_Set exercise_. Copy each line of the data below with the word "index".

_Data_.
>>>>>
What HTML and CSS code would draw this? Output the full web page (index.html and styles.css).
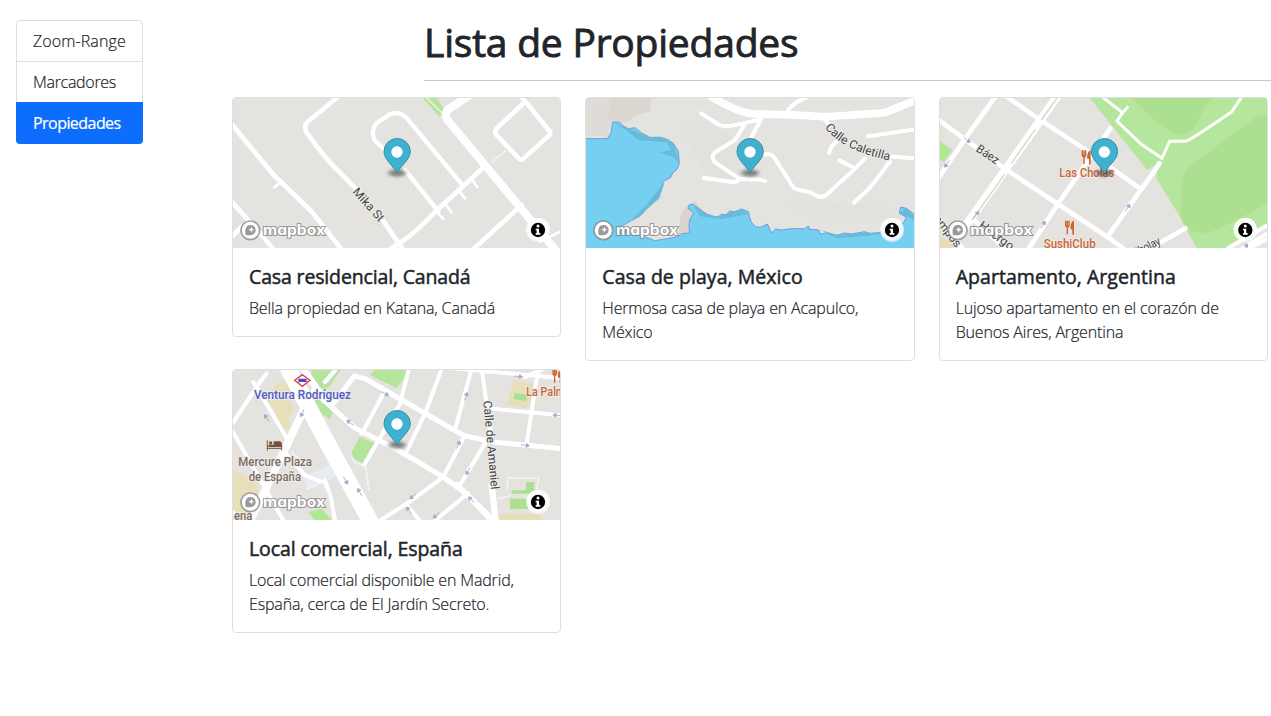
FILE: index.html
```html
<!DOCTYPE html>
<html lang="es">
<head>
<meta charset="utf-8">
<title>Lista de Propiedades</title>
<link rel="stylesheet" href="styles.css">
</head>
<body>
<svg class="defs" aria-hidden="true">
  <defs>
    <filter id="soft" x="-50%" y="-100%" width="200%" height="300%"><feGaussianBlur stdDeviation="6 4"/></filter>
    <g id="pin">
      <ellipse cx="0" cy="249" rx="26" ry="11" fill="#333" opacity=".55" filter="url(#soft)"/>
      <path d="M0 249C-9 229-39 209-39 185A39.500 39.500 0 0 1 40 185C40 209 9 229 0 249Z" fill="#3fb1ce" stroke="#328ea5" stroke-width="3"/>
      <circle cx="0" cy="186" r="17" fill="#fff"/>
    </g>
    <g id="logo">
      <circle cx="76" cy="421" r="28" fill="#fff" stroke="#777" stroke-opacity=".7" stroke-width="5"/>
      <path d="M62 435C58 414 65 405 77 405A15 15 0 0 1 92 419C92 431 82 439 62 435Z" fill="#777" fill-opacity=".75"/>
      <path d="M79 410L81.500 416.500L88 419L81.500 421.500L79 428L76.500 421.500L70 419L76.500 416.500Z" fill="#fff"/>
      <text class="wordmark" x="114" y="436" textLength="186" lengthAdjust="spacingAndGlyphs">mapbox</text>
    </g>
    <g id="info">
      <circle cx="939" cy="420" r="36" fill="#fff" fill-opacity=".6"/>
      <circle cx="939" cy="417" r="34" fill="#fff" fill-opacity=".75"/>
      <circle cx="939" cy="420" r="21.500"/>
      <circle cx="939" cy="408" r="4.500" fill="#fff"/>
      <path d="M932 416H942V429H946V434H932V429H935V421H932Z" fill="#fff"/>
    </g>
    <g id="fork">
      <path d="M-12-21V-8Q-12-2-7-2V20M-7-21V-2M-2-21V-8Q-2-2-7-2" fill="none" stroke-width="4" stroke="#d0632a"/>
      <path d="M13-21V21H8V5H3C2-8 5-20 13-21Z" fill="#d0632a"/>
    </g>
    <path id="arrow" d="M-13 0H11M3-6L12 0L3 6Z" fill="#a6aac7" stroke="#a6aac7" stroke-width="2.500"/>
  </defs>
</svg>

<div class="page">
  <nav class="menu">
    <a class="item zoom-link">Zoom-Range</a>
    <a class="item marks-link">Marcadores</a>
    <a class="item active">Propiedades</a>
  </nav>
  <main class="content">
    <header class="heading"><h1>Lista de Propiedades</h1></header>
    <div class="cards">

      <article class="card">
        <svg class="map" viewBox="24 24 982 450" preserveAspectRatio="none">
          <path d="M590 20H633L661 65L643 80Z" fill="#b5e49b"/>
          <path d="M606 24L652 70" class="track"/>
          <g class="roads">
            <path stroke-width="15" d="M340 20L249 95Q235 108 244 126Q300 205 335 238L400 304M470 385L532 476M10 90L145 254L260 365L348 476M15 330L100 423L147 480M20 440L50 410M475 490L530 455Q575 425 632 364L778 230M890 345L742 480M885 15L975 125Q979 134 967 141L894 207Q886 212 879 203L814 134Q808 123 816 114L894 41"/>
            <path stroke-width="14" d="M540 240L640 364M485 185L450 152Q435 125 454 100L494 73Q520 62 543 82L712 285"/>
            <path stroke-width="25" d="M735 15L670 58Q656 72 669 92L990 478"/>
            <path stroke-width="9" d="M148 292L168 276M738 264L756 290M703 303L720 325M662 344L680 367M634 364L655 387M945 455L1008 424"/>
          </g>
          <path d="M800 217L842 182" class="track"/>
          <text class="street" transform="translate(381 307) rotate(48)" textLength="122" lengthAdjust="spacingAndGlyphs">Mika St</text>
          <use href="#pin" x="516"/><use href="#logo"/><use href="#info"/>
        </svg>
        <div class="card-body"><h5 class="t1">Casa residencial, Canadá</h5><p class="d1">Bella propiedad en Katana, Canadá</p></div>
      </article>

      <article class="card">
        <svg class="map" viewBox="24 24 982 450" preserveAspectRatio="none">
          <path d="M90 24H220L215 65Q165 75 145 98L75 95Z" fill="#dbd6d0"/>
          <path d="M24 24H100L90 75L102 98L90 140L24 136Z" fill="#dfdcd7"/>
          <path d="M300 100Q360 75 410 110L520 180L465 280L380 250ZM610 335Q680 310 790 350L900 330L970 400L720 405Z" fill="#e1e1dd"/>
          <path d="M310 365L350 330Q375 380 430 384L500 362L520 415L300 440Z" fill="#dbd4cc"/>
          <path d="M10 146H88L99 128L104 96L125 97L135 107L151 116L170 113L190 128L215 142L248 142L270 149L286 160L301 184L304 220L297 238L286 247L277 263L256 274L249 296L240 302L236 318L221 330L205 348L197 366L187 377L160 392L130 409L165 430L200 440L230 452L260 447L302 440L312 431L335 429L333 410L335 390L347 368L330 355L334 344L345 343L365 357L384 371L403 378L420 381L430 373L445 374L455 363L470 366L490 357L512 365L514 380L520 396L533 411L550 411L568 402L581 429L592 417L610 420L640 416L680 416L691 408L695 418L722 420L728 433L745 428L760 436L780 435L800 429L820 432L860 425L880 432L915 425L940 410L976 399L985 382L964 370L968 351L985 355L1020 382V490H10Z" fill="#75cff0" stroke="#6b9de7" stroke-width="3"/>
          <path d="M104 96L151 116L215 142L248 142L286 160L304 220L286 200L245 188L278 180L267 157L180 150L145 120Z" fill="#68bad7"/>
          <path d="M260 276L244 325L180 382L160 391L205 345ZM345 343L384 371L420 381L490 357L512 372L430 387L365 379ZM728 420L780 435L915 425L920 432L780 445ZM964 370L985 355L1010 380V390Z" fill="#68bad7"/>
          <g class="roads">
            <path stroke-width="24" d="M400 20Q495 78 550 72Q650 74 740 80Q910 70 920 68L1010 32"/>
            <path stroke-width="13" d="M625 70Q635 42 690 20M370 70L421 103Q438 113 473 105L549 88M550 86L520 142M502 101L471 150L410 188Q398 198 409 215L482 265Q478 278 465 276L377 264M480 267L548 269L561 274M550 192L575 193Q587 197 597 215L634 273Q644 297 660 299L700 308Q732 332 750 310L830 237L862 205M785 211L828 234M738 86L756 107M777 153L761 169L753 189M870 139L1010 118M940 200L1010 205M936 215L875 294L828 338"/>
          </g>
          <path id="caletilla" d="M741 112Q790 182 945 214" fill="none"/>
          <text class="street"><textPath href="#caletilla" textLength="222" lengthAdjust="spacingAndGlyphs">Calle Caletilla</textPath></text>
          <use href="#pin" x="516"/><use href="#logo"/><use href="#info" x="3"/>
        </svg>
        <div class="card-body"><h5 class="t2">Casa de playa, México</h5><p class="d2">Hermosa casa de playa en Acapulco,<br>México</p></div>
      </article>

      <article class="card">
        <svg class="map" viewBox="29 24 982 450" preserveAspectRatio="none">
          <path d="M475 20L560 126L650 240L685 220L677 265L740 365L800 476H900L1015 400V20Z" fill="#b5e69e"/>
          <path d="M605 24Q695 125 750 134Q785 135 805 95Q820 50 850 24ZM1011 75H985L915 125L775 232Q750 260 752 300V365Q753 430 825 430Q850 430 1011 340Z" fill="#aae08f" stroke="#c6dc92" stroke-width="3"/>
          <path d="M24 150L65 180L40 216L24 204Z" fill="#aee890"/>
          <path d="M24 435L90 476H24Z" fill="#e7dcb4"/>
          <path d="M900 476L1012 402V476Z" fill="#e4e4e2"/>
          <path d="M890 476L1012 405M935 476L1012 430M952 476L1012 446" fill="none" stroke="#fff" stroke-width="12"/>
          <g class="roads">
            <path stroke-width="15" d="M20 86L232 242L533 442L580 476M215 10L330 90L458 174L628 295M195 20L105 145L24 265M540 115L384 340L295 476M672 243L533 438M687 220L672 243M15 370L100 480M130 390L225 476M765 415L615 500"/>
            <path stroke-width="26" d="M387 10L105 409"/>
          </g>
          <path d="M380 24L333 90M315 118L243 220M222 254L125 390" stroke="#cddbc7" stroke-width="4" fill="none"/>
          <path d="M515 20L577 68L594 49M577 68L560 93L632 162L695 205L718 154H765Q780 151 904 65L935 20" fill="none" stroke="#fff" stroke-width="9"/>
          <use href="#arrow" transform="translate(110 150) rotate(36)"/><use href="#arrow" transform="translate(50 222) rotate(125)"/><use href="#arrow" transform="translate(138 374) rotate(-55)"/><use href="#arrow" transform="translate(338 404) rotate(-55)"/><use href="#arrow" transform="translate(592 353) rotate(-55)"/><use href="#arrow" transform="translate(945 472) rotate(-55)"/>
          <text class="street" transform="translate(135 182) rotate(34)" textLength="75" lengthAdjust="spacingAndGlyphs">Báez</text>
          <text class="street" transform="translate(143 411) rotate(36)" textLength="120" lengthAdjust="spacingAndGlyphs">Huergo</text>
          <text class="street" transform="translate(-6 369) rotate(52)" textLength="134" lengthAdjust="spacingAndGlyphs">Campos</text>
          <text class="street" transform="translate(590 514) rotate(-27)" textLength="116" lengthAdjust="spacingAndGlyphs">Arribolay</text>
          <use href="#fork" x="468" y="202"/><use href="#fork" x="418" y="413"/>
          <text class="poi food" x="387" y="262" textLength="165" lengthAdjust="spacingAndGlyphs">Las Cholas</text>
          <text class="poi food" x="340" y="473" textLength="156" lengthAdjust="spacingAndGlyphs">SushiClub</text>
          <use href="#pin" x="522"/><use href="#logo" x="6"/><use href="#info" x="6"/>
        </svg>
        <div class="card-body"><h5 class="t3">Apartamento, Argentina</h5><p class="d3">Lujoso apartamento en el corazón de<br>Buenos Aires, Argentina</p></div>
      </article>

      <article class="card">
        <svg class="map" viewBox="24 24 982 450" preserveAspectRatio="none">
          <path d="M260 20H350L305 85L260 65ZM245 80L325 145L315 172L290 155ZM450 20H560L515 78L435 40ZM404 224L451 245L416 305L384 287L380 270Z" fill="#b5e49b"/>
          <path d="M115 105L170 55L212 70L190 110L206 138L190 170L196 200L160 200L150 145ZM24 325L95 358L105 430L24 474ZM867 53L940 69L905 138L845 130ZM820 456H950V476H820Z" fill="#e6dfb9"/>
          <path d="M234 346L325 304L328 320L360 330L375 355L330 345L252 385Z" fill="#e9ebf2"/>
          <path d="M868 93L906 98L903 117L866 111ZM860 385H903V360H928V395H860ZM855 410H910V441H855Z" fill="#aae090"/>
          <path d="M250 450L290 440L320 474H268Z" fill="#aee890"/>
          <g class="roads">
            <path stroke-width="13" d="M-5 225L105 60L125 35M85 60L195 244L180 270M24 210L178 480M330 25L300 60M178 270L240 340L290 360M650 20L600 155L540 278M740 20L691 200M552 20L525 125L418 308M475 95L410 215M940 20L905 243M770 20L800 235M800 140L1010 160M780 245L704 370M720 220L655 345L560 415L465 476M730 393L630 476M545 430L585 476M690 20L1010 48M900 45L955 20M695 365L810 476M24 450L45 476M300 355L318 408L330 476"/>
            <path stroke-width="16" d="M265 85L385 195L520 265L655 345L720 393L800 476M325 125L388 42L420 50L715 220L805 240L1010 260"/>
            <path stroke-width="24" d="M240 135L118 390L75 476"/>
            <path stroke-width="50" d="M190 20L240 115L300 230L448 500"/>
            <path stroke-width="20" d="M230 15L290 100M240 125L290 210M800 370L812 476"/>
          </g>
          <path d="M420 305L432 382M380 285L390 302L415 310M845 382L850 348H940L935 385M820 410L860 400M200 270L240 310M245 382L290 360L320 410" class="track"/>
          <g fill="none">
            <use href="#arrow" transform="translate(125 168) rotate(237)"/><use href="#arrow" transform="translate(232 153) rotate(115)"/><use href="#arrow" transform="translate(375 182) rotate(218)"/><use href="#arrow" transform="translate(480 95) rotate(28)"/><use href="#arrow" transform="translate(723 103) rotate(-72)"/><use href="#arrow" transform="translate(880 43) rotate(5)"/><use href="#arrow" transform="translate(996 160) rotate(184)"/><use href="#arrow" transform="translate(901 250) rotate(5)"/><use href="#arrow" transform="translate(700 248) rotate(-67)"/><use href="#arrow" transform="translate(729 328) rotate(120)"/><use href="#arrow" transform="translate(362 356) rotate(60)"/><use href="#arrow" transform="translate(404 390) rotate(240)"/><use href="#arrow" transform="translate(564 403) rotate(145)"/><use href="#arrow" transform="translate(552 445) rotate(235)"/><use href="#arrow" transform="translate(634 460) rotate(140)"/><use href="#arrow" transform="translate(739 413) rotate(222)"/>
          </g>
          <path d="M232 38L255 55L232 73L209 55Z" fill="#fff" stroke="#e9353e" stroke-width="4"/><path d="M220 50H245V60H220Z" fill="#4150ca"/>
          <path d="M127 235V266M127 259H170M170 266V249" stroke="#79503a" stroke-width="3" fill="none"/><path d="M146 238H165Q171 239 171 252H146ZM130 248H171V255H130Z" fill="#79503a"/><circle cx="137" cy="243" r="5" fill="#79503a"/>
          <text class="poi metro" x="87" y="111" textLength="291" lengthAdjust="spacingAndGlyphs">Ventura Rodríguez</text>
          <text class="poi hotel" x="40" y="312" textLength="221" lengthAdjust="spacingAndGlyphs">Mercure Plaza</text>
          <text class="poi hotel" x="71" y="356" textLength="157" lengthAdjust="spacingAndGlyphs">de España</text>
          <text class="poi hotel" x="27" y="474" textLength="55" lengthAdjust="spacingAndGlyphs">ena</text>
          <text class="poi food" x="904" y="102" textLength="134" lengthAdjust="spacingAndGlyphs">La Palma</text><use href="#fork" x="996" y="42"/>
          <text class="street" transform="translate(775 117) rotate(85)" textLength="267" lengthAdjust="spacingAndGlyphs">Calle de Amaniel</text>
          <use href="#pin" x="516"/><use href="#logo"/><use href="#info"/>
        </svg>
        <div class="card-body"><h5 class="t4">Local comercial, España</h5><p class="d4">Local comercial disponible en Madrid,<br>España, cerca de El Jardín Secreto.</p></div>
      </article>
    </div>
  </main>
</div>
</body>
</html>
```
FILE: styles.css
```css
* { box-sizing: border-box; }
html { overflow: hidden; }
body {
  margin: 0;
  background: #fff;
  color: #212529;
  font: 300 16px/24px "Open Sans", "Noto Sans", sans-serif;
  -webkit-text-stroke: .2px currentColor;
  overflow: hidden;
}
svg { -webkit-text-stroke: 0; }
h1, h5, p { margin: 0; white-space: nowrap; }
.defs { position: absolute; width: 0; height: 0; }
.page { display: flex; width: 1280px; padding: 20px 0 0 16px; }
.menu {
  display: flex;
  flex-direction: column;
  flex: none;
  width: 127px;
  height: 124px;
  border: 1px solid #dfdfdf;
  border-radius: 4px;
}
.item { height: 41px; padding: 8px 16px; border-bottom: 1px solid #dfdfdf; white-space: nowrap; }
.zoom-link { letter-spacing: .1px; }
.marks-link { height: 40px; border-bottom: 0; letter-spacing: -.3px; }
.item.active {
  height: 42px;
  margin: 0 -1px -1px;
  padding: 9px 17px;
  border: 0;
  border-radius: 0 0 4px 4px;
  background: #0d6efd;
  color: #fff;
  font-weight: 400;
  letter-spacing: -.55px;
}
.content { flex: none; width: 1036px; margin-left: 89px; }
.heading { height: 61px; margin-left: 192px; border-bottom: 1px solid #c8c9ca; width: 847px; }
h1 { font-size: 39px; line-height: 44px; font-weight: 400; letter-spacing: -.22px; -webkit-text-stroke: .9px currentColor; }
.cards {
  display: grid;
  grid-template-columns: repeat(3, 329.33px);
  gap: 8px 24px;
  align-items: start;
  margin-top: 16px;
}
.card { border: 1px solid #dfdfdf; border-radius: 4px; overflow: hidden; }
.map { display: block; width: 100%; height: 150px; background: #e4e3e0; }
.card-body { padding: 17px 16px 16px; }
h5 { font-size: 19.5px; line-height: 24px; font-weight: 400; margin-bottom: 7px; -webkit-text-stroke: .5px currentColor; }
.t1 { letter-spacing: -.15px; }
.t2, .t3 { letter-spacing: .05px; }
.t4 { letter-spacing: -.1px; }
.d1, .d2, .d3, .d4 { letter-spacing: -.16px; }
.roads { fill: none; stroke: #fff; stroke-linecap: round; stroke-linejoin: round; filter: drop-shadow(0 0 1px #c5c5de); }
.track { fill: none; stroke: #f7f7fa; stroke-width: 5; stroke-dasharray: 6 2; }
.street, .poi {
  font-family: Roboto, sans-serif;
  font-size: 36px;
  font-weight: 400;
  fill: #444;
  stroke: #efefed;
  stroke-width: 5px;
  paint-order: stroke;
}
.poi { font-weight: 500; }
.food { fill: #cb6434; }
.hotel { fill: #806a5f; }
.metro { fill: #4f5dc6; }
.wordmark {
  font-family: Inter, sans-serif;
  font-feature-settings: "cv11";
  font-size: 44px;
  font-weight: 700;
  fill: #fff;
  stroke: #777;
  stroke-opacity: .7;
  stroke-width: 6px;
  paint-order: stroke;
}
```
<<<<<
_Complete answer_.
What HTML and CSS code would draw this? Output the full web page (index.html and styles.css).
FILE: index.html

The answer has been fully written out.